Ecoregion in the Tian Shan Mountains

The Tian Shan montane conifer forests ecoregion (WWF ID: PA0521) covers the "forest belt" of the Tian Shan mountains - generally the north-facing slopes that get enough moisture, and are warm enough, for trees to grow. This conifer belt is found mostly between 1,500 and 2,700 meters.

== Location and description ==

The ecoregion stretches in patches on the main Tian Shan mountain ridge, across approximately 2,000 km from western Kyrgyzstan to eastern Xinjiang Province in China. The conifer forest belt is found on north-facing slopes, at altitudes from a minimum of 1,500 meters (below which it is too dry to support conifers) to a maximum of 2,700-3,200 meters (above which it is too cold). The disconnected components of the ecoregion tend to be elongated along ridges that average 4,000 meters in height, with one of the larger sections wrapping around Lake Issyk-Kul.

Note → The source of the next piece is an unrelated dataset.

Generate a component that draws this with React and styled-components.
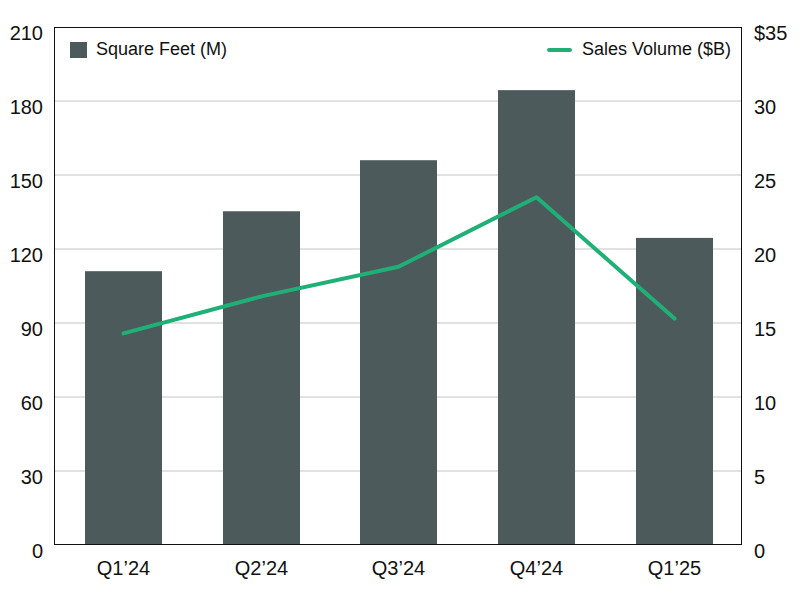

In general, the landscape below the forest belt is steppe, and above is alpine meadow with occasional dwarf junipers.

== Climate ==
The climate of the ecoregion is cold semi-arid (Köppen climate classification (BSk)). This climate is generally characterized as having precipitation greater than a true desert, and also a colder temperature.

== Flora and fauna ==
The dominant conifer in these forests is the Asian spruce (Picea schrenkiana), which usually grows in stands of the same species. Aspen is found mixed with the spruce at lower altitudes. Birch, willow, and mountain ash are found at higher altitudes. At lower altitudes within the forest belt, an understory of shrubs, grasses and forbes are found under the tree canopy.